Member of the Michigan Senate from the 20th district
- In office January 1, 2003 – December 31, 2010
- Preceded by: Dale Shugars
- Succeeded by: Tonya Schuitmaker

Member of the Michigan House of Representatives from the 61st district
- In office January 1, 2001 – December 31, 2002
- Preceded by: Charles R. Perricone
- Succeeded by: Jack Hoogendyk

Personal details
- Born: December 2, 1956 (age 69) Flint, Michigan, U.S.
- Party: Republican
- Spouse: Sandy George
- Children: 3
- Alma mater: University of Michigan
- Profession: Legislator and anesthesiologist

= Tom George =

American politician

Thomas George (born December 2, 1956) is an American physician and politician from the U.S. state of Michigan. As a Republican member of the Michigan State Senate, he represented Kalamazoo County as well as an eastern portion of Van Buren County. George is a physician and former medical director for Hospice of Greater Kalamazoo. He is currently the co-chairman of the Department of Anesthesiology at Western Michigan University's Homer Stryker School of Medicine.

==Education==
George studied biology at the University of Michigan College of Literature, Science, and the Arts. He was a recipient of the William J. Branstrom Freshman Prize and was a six-term James B. Angell scholar. He entered the University of Michigan Medical School at the end of his junior year. He completed a postgraduate residency in anesthesiology at the University of Michigan. After his political career, he returned to work as an anesthesiologist in Kalamazoo. He was awarded his bachelor's degree from the University of Michigan in 2010.

==Political career==
In 2000, George was elected to serve as a member of the Michigan State House of Representatives, representing the 61st district. After serving one term in the state house, George cast his bid for a newly vacant seat in the Michigan Senate in 2002. George was reelected to the senate in 2006, in a campaign against Democratic challenger and term-limited state representative Alexander Lipsey. From 2007-2010 George served as chairman of the Senate Health Policy Committee. While serving in the legislature he authored over forty public acts. In 2010, while attending a commencement address given by President Barack Obama for Kalamazoo Central High School's graduation, a man in the audience collapsed and George initiated CPR. The man was successfully resuscitated and taken to a nearby hospital.

===2010 gubernatorial race===

On January 26, 2009, on the 172nd anniversary of Michigan's statehood, George announced his plans to form a gubernatorial exploratory committee. In 2010 Michigan's current governor Jennifer Granholm was term limited, leaving the seat open to contenders.

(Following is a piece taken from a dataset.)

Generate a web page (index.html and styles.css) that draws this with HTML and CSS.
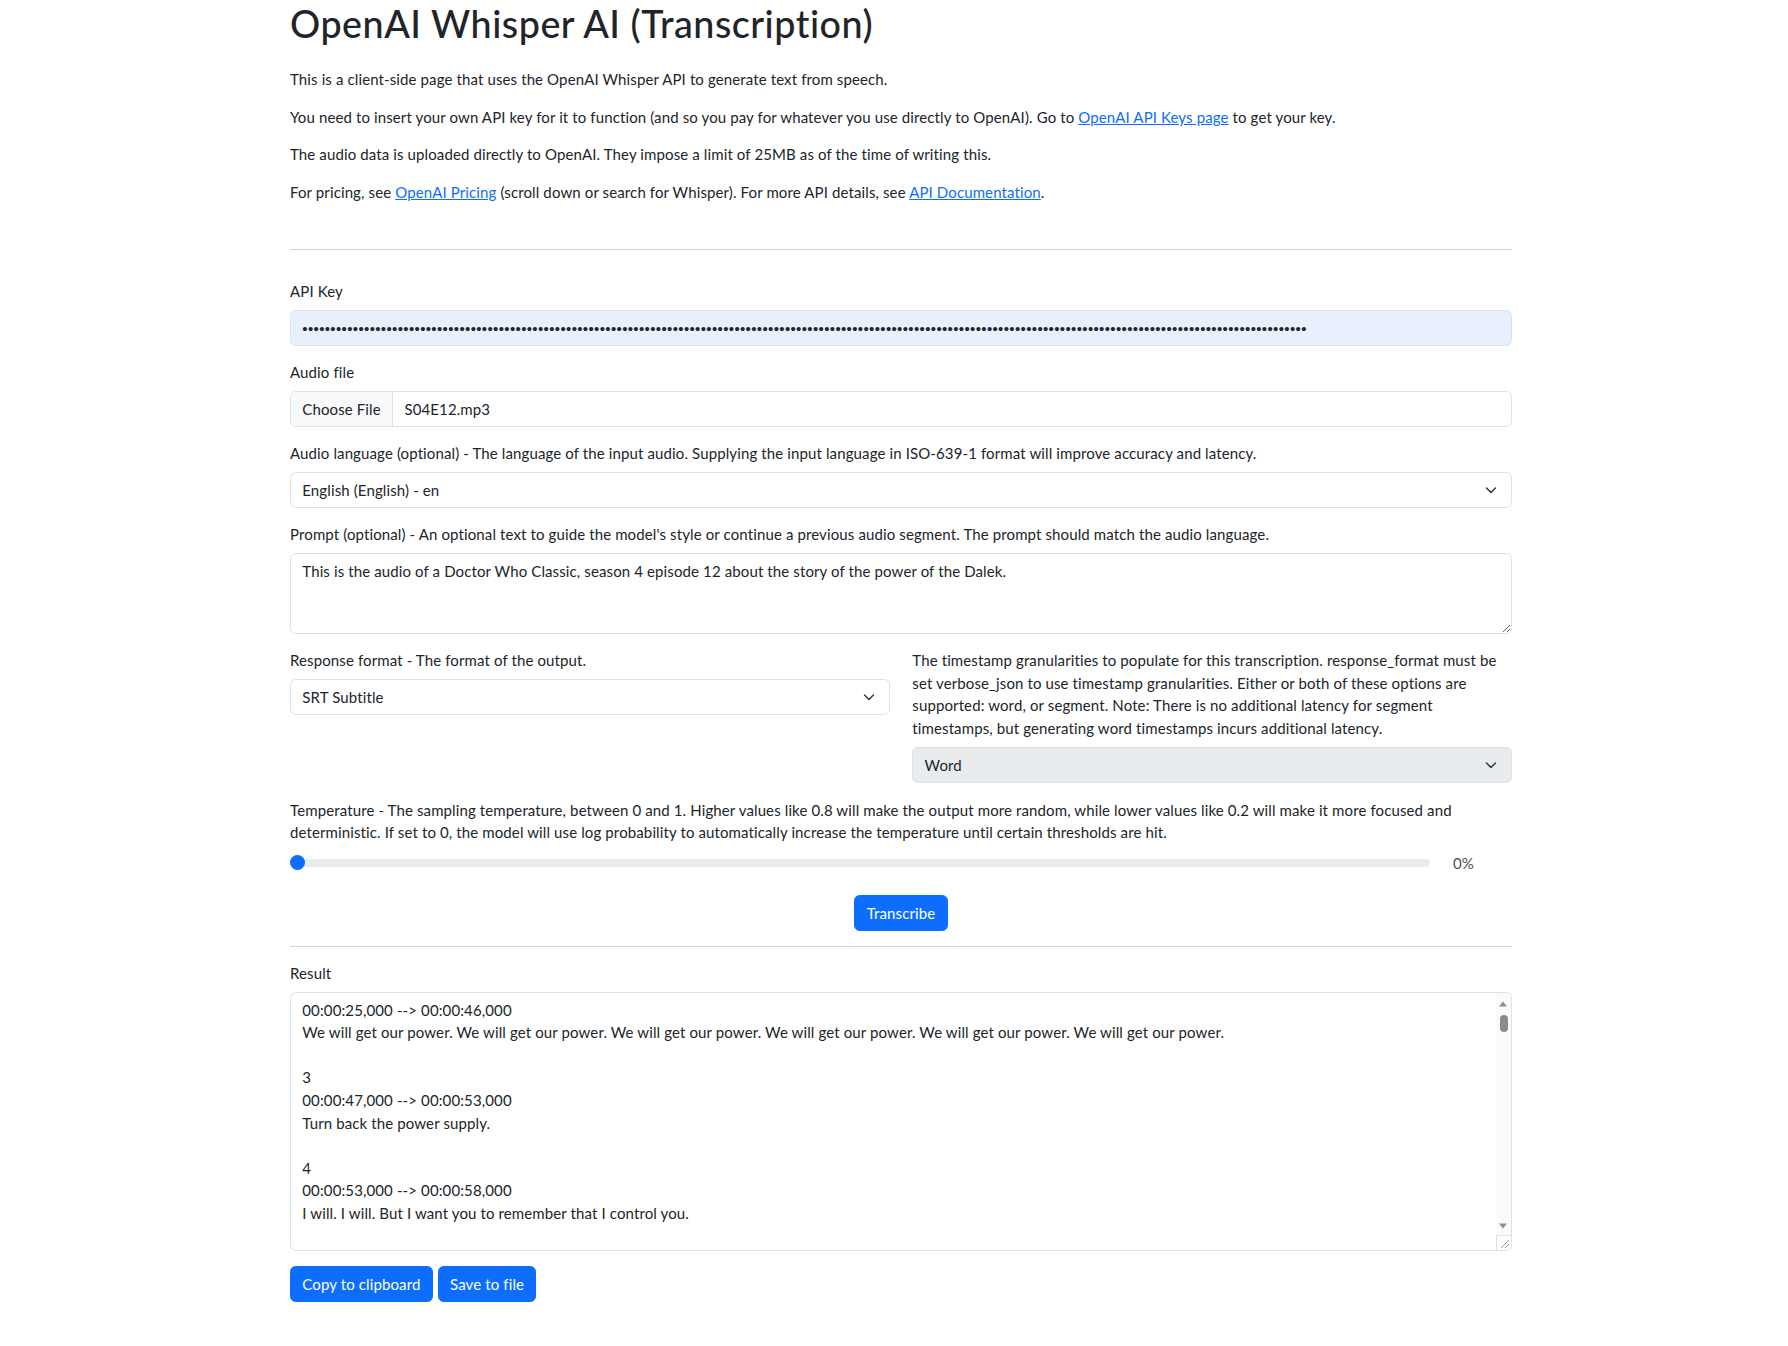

George joined Mike Bouchard, the Oakland County Sheriff and former state senator, Businessman Rick Snyder, Congressman Peter Hoekstra and Michigan Attorney General Mike Cox as 2010 Republican gubernatorial candidates. The Republican primary election was won by Snyder.

== Publications ==
George is a past-president of the Historical Society of Michigan and has authored articles on various topics including Abraham Lincoln's 1855 US Senate race, Lincoln's 1856 visit to Kalamazoo, Illinois' Canal Scrip and Macalister-Stebbins Bond Frauds, Kalamazoo history, and the history of the Michigan Republican Party.